"""
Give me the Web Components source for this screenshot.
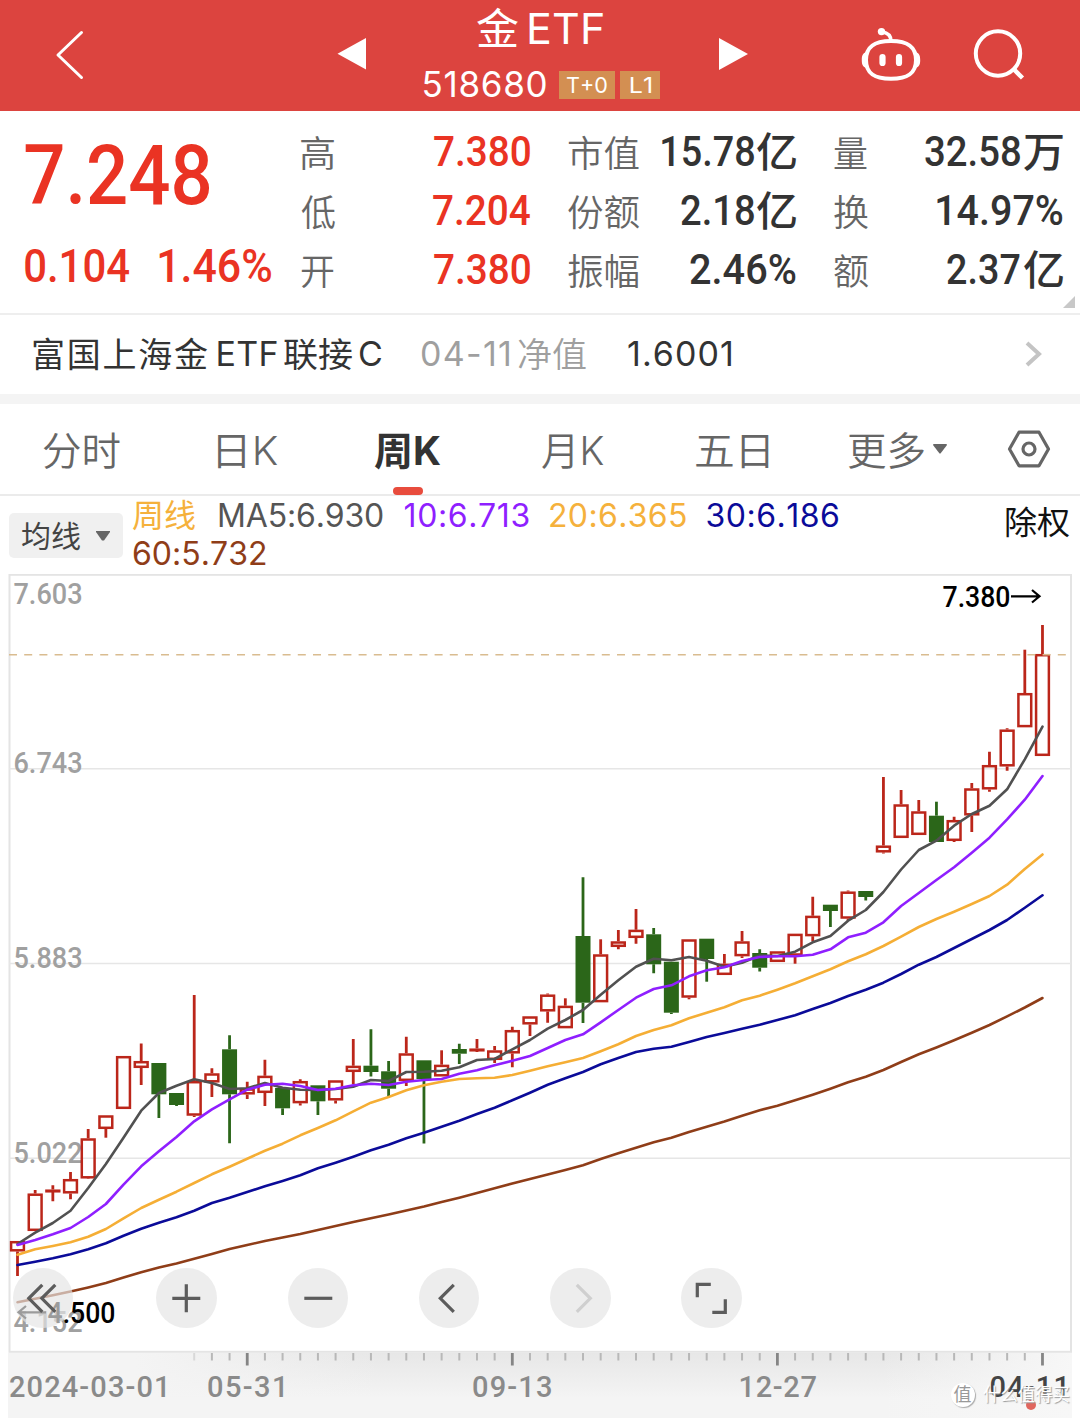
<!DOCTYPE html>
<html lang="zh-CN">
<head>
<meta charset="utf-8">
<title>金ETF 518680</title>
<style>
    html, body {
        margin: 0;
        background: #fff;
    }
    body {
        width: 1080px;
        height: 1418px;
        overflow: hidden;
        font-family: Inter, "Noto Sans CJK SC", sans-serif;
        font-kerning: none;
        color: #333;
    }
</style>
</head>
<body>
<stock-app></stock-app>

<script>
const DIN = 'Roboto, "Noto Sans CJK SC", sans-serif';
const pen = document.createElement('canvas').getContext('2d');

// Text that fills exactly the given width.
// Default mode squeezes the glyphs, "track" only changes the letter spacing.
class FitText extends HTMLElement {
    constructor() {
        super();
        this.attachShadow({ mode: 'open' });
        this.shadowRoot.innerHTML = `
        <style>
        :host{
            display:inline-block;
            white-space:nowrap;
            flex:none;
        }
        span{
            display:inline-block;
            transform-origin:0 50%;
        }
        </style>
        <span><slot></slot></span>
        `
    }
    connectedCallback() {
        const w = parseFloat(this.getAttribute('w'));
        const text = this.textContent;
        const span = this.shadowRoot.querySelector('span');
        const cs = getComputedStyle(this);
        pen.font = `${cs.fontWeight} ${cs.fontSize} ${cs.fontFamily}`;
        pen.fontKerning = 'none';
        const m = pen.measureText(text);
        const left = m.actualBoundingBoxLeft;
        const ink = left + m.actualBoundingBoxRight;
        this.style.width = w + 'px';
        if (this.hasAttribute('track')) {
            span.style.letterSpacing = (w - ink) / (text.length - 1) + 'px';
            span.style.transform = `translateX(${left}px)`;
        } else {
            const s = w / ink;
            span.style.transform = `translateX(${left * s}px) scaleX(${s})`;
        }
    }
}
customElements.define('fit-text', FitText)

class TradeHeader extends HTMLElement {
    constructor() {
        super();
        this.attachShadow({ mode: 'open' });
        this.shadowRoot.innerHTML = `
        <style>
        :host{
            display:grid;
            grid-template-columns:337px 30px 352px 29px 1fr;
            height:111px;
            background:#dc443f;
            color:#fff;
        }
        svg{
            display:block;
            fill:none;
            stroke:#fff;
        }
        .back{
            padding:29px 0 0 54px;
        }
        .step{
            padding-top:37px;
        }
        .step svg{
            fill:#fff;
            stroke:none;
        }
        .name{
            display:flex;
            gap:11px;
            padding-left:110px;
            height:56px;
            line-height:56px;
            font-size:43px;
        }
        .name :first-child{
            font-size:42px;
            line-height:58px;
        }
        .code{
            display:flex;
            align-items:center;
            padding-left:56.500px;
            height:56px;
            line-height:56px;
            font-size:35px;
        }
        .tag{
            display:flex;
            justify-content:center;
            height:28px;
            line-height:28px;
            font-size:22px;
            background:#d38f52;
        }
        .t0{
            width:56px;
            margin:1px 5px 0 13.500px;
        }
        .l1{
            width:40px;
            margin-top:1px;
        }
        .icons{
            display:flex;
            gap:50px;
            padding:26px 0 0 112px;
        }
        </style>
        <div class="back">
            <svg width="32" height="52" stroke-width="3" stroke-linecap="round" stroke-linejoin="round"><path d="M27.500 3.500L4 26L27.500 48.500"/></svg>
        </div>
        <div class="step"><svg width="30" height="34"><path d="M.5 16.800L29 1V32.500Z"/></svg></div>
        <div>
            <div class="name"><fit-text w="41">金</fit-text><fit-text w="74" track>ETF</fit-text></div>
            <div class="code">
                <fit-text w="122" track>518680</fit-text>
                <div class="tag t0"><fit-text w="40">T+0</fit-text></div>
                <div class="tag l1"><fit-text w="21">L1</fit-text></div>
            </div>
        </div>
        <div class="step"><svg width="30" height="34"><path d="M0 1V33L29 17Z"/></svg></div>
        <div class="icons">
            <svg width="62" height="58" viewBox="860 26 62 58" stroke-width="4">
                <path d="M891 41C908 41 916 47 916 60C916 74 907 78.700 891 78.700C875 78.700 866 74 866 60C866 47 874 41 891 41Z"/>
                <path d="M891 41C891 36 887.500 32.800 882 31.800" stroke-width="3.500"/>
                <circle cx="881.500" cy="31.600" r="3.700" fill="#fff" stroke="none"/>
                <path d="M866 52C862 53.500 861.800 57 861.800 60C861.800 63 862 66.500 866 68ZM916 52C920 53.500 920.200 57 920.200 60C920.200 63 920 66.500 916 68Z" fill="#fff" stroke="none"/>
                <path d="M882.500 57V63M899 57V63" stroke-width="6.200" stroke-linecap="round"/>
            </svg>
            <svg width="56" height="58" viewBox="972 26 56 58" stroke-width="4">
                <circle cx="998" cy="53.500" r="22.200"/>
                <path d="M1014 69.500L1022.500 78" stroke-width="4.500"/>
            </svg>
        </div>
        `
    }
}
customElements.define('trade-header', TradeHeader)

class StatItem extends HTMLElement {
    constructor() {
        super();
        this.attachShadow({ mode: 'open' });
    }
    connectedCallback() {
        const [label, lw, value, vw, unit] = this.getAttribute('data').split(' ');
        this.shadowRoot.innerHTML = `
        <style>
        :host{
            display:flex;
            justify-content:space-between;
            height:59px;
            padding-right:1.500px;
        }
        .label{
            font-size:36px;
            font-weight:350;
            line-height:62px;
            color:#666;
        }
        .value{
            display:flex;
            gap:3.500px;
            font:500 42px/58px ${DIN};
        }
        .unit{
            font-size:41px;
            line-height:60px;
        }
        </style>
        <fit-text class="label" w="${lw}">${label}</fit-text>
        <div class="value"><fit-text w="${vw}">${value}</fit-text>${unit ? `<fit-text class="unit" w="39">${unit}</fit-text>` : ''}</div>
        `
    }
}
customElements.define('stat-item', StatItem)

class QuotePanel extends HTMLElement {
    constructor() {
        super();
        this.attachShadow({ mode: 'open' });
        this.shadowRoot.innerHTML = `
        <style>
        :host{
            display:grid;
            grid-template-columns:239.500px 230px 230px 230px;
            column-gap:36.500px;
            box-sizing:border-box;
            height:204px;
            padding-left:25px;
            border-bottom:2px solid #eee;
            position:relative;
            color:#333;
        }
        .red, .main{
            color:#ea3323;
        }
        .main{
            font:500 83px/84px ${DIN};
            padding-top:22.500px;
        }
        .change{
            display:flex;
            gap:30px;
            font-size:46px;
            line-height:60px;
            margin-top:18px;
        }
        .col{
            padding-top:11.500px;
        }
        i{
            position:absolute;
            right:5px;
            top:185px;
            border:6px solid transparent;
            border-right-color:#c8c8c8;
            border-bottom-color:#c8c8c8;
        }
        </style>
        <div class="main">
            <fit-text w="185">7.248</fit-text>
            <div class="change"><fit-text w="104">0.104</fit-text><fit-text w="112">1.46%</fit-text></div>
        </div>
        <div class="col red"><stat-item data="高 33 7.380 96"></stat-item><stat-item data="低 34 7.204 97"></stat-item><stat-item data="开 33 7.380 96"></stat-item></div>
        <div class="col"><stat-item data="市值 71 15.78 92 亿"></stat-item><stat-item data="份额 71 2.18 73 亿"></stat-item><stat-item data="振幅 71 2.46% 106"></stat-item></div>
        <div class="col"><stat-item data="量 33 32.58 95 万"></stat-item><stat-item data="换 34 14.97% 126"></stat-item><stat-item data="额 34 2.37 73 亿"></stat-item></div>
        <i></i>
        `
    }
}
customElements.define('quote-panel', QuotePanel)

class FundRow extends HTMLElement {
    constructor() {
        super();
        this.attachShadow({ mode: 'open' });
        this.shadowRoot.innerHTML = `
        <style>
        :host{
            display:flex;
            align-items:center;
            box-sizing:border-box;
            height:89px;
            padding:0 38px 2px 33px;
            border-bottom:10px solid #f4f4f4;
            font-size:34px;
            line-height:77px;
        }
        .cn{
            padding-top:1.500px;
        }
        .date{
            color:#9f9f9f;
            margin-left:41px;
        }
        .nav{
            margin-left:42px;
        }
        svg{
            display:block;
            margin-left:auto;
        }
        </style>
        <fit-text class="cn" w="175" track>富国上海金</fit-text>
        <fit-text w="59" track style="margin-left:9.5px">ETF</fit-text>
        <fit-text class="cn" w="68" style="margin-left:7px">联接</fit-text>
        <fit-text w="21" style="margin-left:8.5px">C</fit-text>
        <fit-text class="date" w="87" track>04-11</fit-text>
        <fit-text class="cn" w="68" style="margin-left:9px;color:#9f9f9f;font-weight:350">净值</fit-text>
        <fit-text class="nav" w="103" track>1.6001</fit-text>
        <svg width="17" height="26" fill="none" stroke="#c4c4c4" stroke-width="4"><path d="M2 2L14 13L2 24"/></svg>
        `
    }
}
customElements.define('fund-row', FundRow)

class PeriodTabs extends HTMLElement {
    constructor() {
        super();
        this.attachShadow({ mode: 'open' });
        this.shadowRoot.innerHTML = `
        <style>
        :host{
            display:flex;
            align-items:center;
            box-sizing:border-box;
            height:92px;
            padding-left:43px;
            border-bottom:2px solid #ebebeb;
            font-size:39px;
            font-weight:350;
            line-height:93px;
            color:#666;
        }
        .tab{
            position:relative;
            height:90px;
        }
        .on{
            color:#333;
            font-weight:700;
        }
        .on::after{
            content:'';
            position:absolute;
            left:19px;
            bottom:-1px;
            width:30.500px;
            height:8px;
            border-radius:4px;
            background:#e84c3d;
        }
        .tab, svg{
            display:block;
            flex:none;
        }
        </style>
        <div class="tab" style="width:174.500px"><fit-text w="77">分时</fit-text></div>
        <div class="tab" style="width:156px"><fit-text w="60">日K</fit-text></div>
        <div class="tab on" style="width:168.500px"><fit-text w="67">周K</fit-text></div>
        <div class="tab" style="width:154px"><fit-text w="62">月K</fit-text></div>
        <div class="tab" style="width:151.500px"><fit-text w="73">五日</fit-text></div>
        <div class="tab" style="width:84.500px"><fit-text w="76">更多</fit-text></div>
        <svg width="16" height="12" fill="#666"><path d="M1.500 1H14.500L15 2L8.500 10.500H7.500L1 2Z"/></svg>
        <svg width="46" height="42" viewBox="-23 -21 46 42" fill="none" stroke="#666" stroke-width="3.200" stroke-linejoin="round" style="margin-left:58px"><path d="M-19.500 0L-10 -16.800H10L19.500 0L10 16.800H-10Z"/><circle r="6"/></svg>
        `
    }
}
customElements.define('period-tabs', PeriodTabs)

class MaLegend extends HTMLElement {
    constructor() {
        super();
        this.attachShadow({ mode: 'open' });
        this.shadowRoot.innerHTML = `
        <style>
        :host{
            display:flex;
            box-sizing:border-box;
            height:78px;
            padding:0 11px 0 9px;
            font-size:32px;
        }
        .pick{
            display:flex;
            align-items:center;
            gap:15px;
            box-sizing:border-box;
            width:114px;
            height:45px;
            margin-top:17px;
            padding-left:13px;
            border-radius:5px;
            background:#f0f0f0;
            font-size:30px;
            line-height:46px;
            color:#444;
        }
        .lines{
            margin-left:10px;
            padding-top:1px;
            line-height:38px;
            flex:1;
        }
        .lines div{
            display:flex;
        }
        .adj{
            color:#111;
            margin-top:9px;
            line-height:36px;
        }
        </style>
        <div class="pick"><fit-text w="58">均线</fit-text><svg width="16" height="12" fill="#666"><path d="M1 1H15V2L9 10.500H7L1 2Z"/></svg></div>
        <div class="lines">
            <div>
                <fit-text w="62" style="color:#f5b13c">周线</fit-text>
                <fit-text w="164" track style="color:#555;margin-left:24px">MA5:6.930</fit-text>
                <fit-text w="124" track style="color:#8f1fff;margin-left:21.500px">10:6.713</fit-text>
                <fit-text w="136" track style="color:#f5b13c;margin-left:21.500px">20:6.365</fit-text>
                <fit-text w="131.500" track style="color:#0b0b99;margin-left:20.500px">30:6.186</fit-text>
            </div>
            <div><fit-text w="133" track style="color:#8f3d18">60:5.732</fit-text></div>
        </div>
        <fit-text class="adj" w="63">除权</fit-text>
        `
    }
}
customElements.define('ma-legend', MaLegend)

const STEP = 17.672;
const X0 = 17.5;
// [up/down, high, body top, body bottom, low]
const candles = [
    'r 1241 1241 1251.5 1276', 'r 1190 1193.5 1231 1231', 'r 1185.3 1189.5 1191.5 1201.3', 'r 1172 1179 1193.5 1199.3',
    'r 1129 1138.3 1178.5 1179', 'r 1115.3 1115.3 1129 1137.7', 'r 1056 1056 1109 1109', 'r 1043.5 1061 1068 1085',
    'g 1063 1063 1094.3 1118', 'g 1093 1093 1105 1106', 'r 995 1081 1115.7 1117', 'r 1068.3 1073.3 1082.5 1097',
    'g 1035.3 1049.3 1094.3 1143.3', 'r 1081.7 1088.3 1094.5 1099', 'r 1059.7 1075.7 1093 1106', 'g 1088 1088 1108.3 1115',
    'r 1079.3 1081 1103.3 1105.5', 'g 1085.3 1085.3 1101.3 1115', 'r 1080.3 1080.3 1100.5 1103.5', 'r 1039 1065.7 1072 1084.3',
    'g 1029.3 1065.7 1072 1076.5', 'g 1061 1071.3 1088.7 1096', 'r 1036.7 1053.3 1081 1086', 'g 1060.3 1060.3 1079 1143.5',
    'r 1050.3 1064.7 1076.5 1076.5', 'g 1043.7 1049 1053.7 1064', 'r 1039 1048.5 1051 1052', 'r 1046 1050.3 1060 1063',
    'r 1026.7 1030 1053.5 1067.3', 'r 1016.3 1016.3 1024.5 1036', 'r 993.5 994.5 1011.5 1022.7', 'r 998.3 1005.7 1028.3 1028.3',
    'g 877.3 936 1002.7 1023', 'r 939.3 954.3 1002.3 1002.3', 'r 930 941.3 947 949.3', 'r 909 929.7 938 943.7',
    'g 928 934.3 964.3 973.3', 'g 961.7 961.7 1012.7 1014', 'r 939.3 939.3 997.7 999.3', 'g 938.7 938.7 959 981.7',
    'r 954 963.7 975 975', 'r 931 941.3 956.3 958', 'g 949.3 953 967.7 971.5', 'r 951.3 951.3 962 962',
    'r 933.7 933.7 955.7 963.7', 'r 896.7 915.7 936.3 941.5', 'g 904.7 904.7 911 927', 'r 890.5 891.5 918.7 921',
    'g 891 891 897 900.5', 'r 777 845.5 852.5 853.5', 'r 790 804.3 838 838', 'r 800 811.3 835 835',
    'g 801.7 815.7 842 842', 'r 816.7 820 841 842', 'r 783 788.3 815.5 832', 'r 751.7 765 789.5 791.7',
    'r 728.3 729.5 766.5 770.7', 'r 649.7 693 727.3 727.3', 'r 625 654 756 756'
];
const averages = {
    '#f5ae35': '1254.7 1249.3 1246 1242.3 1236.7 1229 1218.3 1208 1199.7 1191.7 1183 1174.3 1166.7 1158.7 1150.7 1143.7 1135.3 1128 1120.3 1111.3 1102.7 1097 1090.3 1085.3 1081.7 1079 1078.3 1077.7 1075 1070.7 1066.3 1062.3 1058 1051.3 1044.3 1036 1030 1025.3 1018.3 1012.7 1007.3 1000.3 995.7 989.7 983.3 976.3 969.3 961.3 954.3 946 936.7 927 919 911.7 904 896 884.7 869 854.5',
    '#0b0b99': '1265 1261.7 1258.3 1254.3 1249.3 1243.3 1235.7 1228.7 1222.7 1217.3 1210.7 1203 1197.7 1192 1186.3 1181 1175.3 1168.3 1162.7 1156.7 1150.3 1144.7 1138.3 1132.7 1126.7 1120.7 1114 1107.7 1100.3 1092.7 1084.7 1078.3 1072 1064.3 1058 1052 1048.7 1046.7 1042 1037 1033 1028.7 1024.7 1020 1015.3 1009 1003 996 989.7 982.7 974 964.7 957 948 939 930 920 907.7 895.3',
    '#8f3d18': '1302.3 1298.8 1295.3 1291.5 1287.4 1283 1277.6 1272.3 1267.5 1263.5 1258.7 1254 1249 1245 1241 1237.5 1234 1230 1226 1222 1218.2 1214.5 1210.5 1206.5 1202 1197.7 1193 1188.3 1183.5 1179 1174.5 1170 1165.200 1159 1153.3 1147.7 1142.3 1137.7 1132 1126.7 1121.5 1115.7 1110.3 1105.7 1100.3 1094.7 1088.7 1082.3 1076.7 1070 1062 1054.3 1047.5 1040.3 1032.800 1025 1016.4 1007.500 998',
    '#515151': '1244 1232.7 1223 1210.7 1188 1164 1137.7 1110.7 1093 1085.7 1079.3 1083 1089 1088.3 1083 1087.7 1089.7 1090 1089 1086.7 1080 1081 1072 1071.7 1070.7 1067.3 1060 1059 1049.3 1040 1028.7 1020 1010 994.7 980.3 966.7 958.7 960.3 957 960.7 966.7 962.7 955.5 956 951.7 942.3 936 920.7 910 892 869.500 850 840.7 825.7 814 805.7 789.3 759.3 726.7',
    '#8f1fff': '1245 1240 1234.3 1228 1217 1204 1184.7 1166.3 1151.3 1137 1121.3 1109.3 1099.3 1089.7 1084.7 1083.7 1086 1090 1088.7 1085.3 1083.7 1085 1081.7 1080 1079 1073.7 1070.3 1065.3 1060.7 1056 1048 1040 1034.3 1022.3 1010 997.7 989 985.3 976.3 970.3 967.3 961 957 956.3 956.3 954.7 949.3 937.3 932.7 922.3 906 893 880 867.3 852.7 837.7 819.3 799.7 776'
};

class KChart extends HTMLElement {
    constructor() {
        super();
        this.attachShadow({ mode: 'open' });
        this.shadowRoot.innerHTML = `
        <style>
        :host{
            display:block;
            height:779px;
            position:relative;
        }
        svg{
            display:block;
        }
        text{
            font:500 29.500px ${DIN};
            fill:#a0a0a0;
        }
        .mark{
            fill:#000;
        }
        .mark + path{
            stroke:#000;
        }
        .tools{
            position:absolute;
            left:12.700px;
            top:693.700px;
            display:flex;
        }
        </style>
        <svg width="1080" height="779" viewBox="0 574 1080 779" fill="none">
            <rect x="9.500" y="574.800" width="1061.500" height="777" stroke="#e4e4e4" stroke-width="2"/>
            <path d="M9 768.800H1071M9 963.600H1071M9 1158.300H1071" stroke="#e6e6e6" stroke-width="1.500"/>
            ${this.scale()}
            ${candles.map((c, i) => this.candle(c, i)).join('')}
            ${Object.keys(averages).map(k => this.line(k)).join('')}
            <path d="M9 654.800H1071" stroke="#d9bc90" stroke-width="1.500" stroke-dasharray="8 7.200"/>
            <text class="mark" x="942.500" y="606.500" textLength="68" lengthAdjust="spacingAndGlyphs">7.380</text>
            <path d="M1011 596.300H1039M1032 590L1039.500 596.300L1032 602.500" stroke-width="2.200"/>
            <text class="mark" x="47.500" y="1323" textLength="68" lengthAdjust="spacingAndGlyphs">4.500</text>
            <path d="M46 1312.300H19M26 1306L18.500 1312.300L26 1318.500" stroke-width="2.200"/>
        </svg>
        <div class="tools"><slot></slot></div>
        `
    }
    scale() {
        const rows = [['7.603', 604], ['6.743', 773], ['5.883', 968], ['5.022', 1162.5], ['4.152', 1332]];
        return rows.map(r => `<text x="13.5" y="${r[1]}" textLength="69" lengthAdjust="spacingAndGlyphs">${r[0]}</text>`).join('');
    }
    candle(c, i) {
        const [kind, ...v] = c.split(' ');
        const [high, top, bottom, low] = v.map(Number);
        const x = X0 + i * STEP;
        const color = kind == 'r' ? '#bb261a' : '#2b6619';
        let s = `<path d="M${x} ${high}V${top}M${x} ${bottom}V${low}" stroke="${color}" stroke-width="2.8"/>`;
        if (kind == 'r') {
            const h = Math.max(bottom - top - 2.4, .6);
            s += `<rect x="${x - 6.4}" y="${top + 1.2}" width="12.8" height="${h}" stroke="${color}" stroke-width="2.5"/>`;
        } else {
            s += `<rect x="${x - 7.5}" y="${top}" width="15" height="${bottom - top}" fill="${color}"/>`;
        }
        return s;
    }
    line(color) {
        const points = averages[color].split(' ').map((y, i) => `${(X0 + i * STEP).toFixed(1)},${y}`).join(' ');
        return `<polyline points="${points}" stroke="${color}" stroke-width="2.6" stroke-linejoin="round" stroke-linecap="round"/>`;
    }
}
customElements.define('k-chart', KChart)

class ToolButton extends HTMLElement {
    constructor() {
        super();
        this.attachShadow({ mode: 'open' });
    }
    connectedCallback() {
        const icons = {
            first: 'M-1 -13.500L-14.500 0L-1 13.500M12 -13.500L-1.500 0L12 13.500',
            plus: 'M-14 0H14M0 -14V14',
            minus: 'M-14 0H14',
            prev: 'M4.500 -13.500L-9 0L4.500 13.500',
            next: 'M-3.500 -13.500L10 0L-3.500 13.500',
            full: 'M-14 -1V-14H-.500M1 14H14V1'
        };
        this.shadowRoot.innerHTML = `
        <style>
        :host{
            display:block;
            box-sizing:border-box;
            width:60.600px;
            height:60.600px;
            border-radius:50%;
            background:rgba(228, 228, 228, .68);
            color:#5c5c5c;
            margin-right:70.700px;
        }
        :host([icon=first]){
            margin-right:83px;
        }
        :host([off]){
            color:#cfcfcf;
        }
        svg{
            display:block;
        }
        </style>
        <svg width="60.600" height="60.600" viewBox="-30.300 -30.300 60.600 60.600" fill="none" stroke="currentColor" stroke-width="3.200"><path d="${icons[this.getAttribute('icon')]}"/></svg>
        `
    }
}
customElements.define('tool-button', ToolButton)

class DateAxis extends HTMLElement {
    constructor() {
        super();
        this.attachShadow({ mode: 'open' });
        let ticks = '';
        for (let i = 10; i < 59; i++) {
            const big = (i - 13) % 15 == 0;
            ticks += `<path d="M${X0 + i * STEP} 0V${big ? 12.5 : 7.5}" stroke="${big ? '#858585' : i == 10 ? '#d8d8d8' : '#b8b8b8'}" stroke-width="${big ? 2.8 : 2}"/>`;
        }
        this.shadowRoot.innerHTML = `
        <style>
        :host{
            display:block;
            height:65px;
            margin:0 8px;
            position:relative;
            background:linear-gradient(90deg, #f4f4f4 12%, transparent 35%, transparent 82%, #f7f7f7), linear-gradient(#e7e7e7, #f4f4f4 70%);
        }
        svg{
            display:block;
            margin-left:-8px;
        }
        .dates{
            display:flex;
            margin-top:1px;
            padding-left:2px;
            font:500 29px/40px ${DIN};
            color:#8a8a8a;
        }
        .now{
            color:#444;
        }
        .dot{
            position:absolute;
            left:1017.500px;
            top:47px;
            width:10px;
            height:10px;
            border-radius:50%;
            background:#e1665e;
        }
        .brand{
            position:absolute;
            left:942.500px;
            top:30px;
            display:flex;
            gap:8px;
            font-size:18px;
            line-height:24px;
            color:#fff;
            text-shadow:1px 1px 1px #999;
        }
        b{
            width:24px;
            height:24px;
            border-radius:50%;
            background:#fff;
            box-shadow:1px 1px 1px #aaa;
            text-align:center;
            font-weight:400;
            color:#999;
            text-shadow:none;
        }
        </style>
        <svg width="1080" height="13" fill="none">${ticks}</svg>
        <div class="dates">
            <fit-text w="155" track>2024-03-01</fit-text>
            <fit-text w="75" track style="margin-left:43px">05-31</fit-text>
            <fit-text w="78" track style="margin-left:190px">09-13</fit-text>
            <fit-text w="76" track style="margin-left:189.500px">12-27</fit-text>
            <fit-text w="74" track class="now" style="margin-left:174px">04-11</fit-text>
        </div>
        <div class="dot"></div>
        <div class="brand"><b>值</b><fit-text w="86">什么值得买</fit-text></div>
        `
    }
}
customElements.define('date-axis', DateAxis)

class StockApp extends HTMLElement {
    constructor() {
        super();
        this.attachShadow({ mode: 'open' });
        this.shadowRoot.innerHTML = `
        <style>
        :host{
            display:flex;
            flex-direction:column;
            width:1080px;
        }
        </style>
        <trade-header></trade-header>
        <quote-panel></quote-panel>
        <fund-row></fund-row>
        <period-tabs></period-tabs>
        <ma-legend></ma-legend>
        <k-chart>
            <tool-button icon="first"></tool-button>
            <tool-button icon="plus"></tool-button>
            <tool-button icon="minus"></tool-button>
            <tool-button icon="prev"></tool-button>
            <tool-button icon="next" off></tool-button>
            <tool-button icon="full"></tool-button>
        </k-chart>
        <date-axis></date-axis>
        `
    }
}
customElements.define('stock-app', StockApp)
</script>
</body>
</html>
"""
SET TASK
Every line from the start of the listing above through the line with "const pen = document.createElement('canvas').getContext('2d');" should be repeated exactly; skip the pictures and add nothing else.

RESULT FOR THIS TASK
Give me the Web Components source for this screenshot.
<!DOCTYPE html>
<html lang="zh-CN">
<head>
<meta charset="utf-8">
<title>金ETF 518680</title>
<style>
    html, body {
        margin: 0;
        background: #fff;
    }
    body {
        width: 1080px;
        height: 1418px;
        overflow: hidden;
        font-family: Inter, "Noto Sans CJK SC", sans-serif;
        font-kerning: none;
        color: #333;
    }
</style>
</head>
<body>
<stock-app></stock-app>

<script>
const DIN = 'Roboto, "Noto Sans CJK SC", sans-serif';
const pen = document.createElement('canvas').getContext('2d');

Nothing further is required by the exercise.